A couple of minor points.
1)
Incumbents may become more moderate in office because that is what is necessary to get legislation to pass. Bernie is consistent, and has had almost no actual impact on bills that have become law. AOC is learning how to play nice during recess and share toys and in her short time in the House has more substantial legislative impact than Bernie in his entire career.
2)
The number of tokens (footnote 7) is not the big deal. If it were, then ChatGPT would only be capable of some raw probability of the empirical best next token, which is pretty boring (like a next letter predictor for English that always suggests 'e').
The important thing in LLMs is that they are trained and model associations based on combinations of those tokens. So given a sequence of tokens and a small subset of the trillions-factorial permutations of tokens in the training set, it predicts the most likely next token in the sequence. You think a trillion tokens are a lot? Wrap your brain around a trillion factorial. There is a reason it is a Large Language Model, not a Large Token Model.

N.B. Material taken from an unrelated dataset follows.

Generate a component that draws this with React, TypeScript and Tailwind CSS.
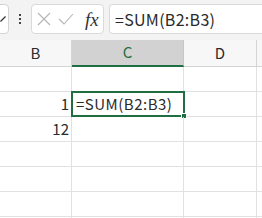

In practice, this would make your point even stronger. A small collection of relatively discrete election results is a poor candidate for LLM style methods.
Unfortunately for your point, even though there is a 'LM' in glmnet, it isn't a LLM. The 'glm' is "Generalized Linear Model". Calling it a ML tool is academically accurate, but confusing for people who think ML == AI == LLM == ChatGPT.
It sure looks like a reasonable package to analyze this kind of data, although the devil is in the details.
Calling glmnet “machine learning”… I was at risk of an aneurysm until your final point there.
Anyway, my theory on how social media ruined perception of academia is that it disproved by counter example Plato’s view, namely that cultivating intellectual excellence will entail improvement of other virtues. Bonica and Grumbach’s behavior in this instance is a case in point.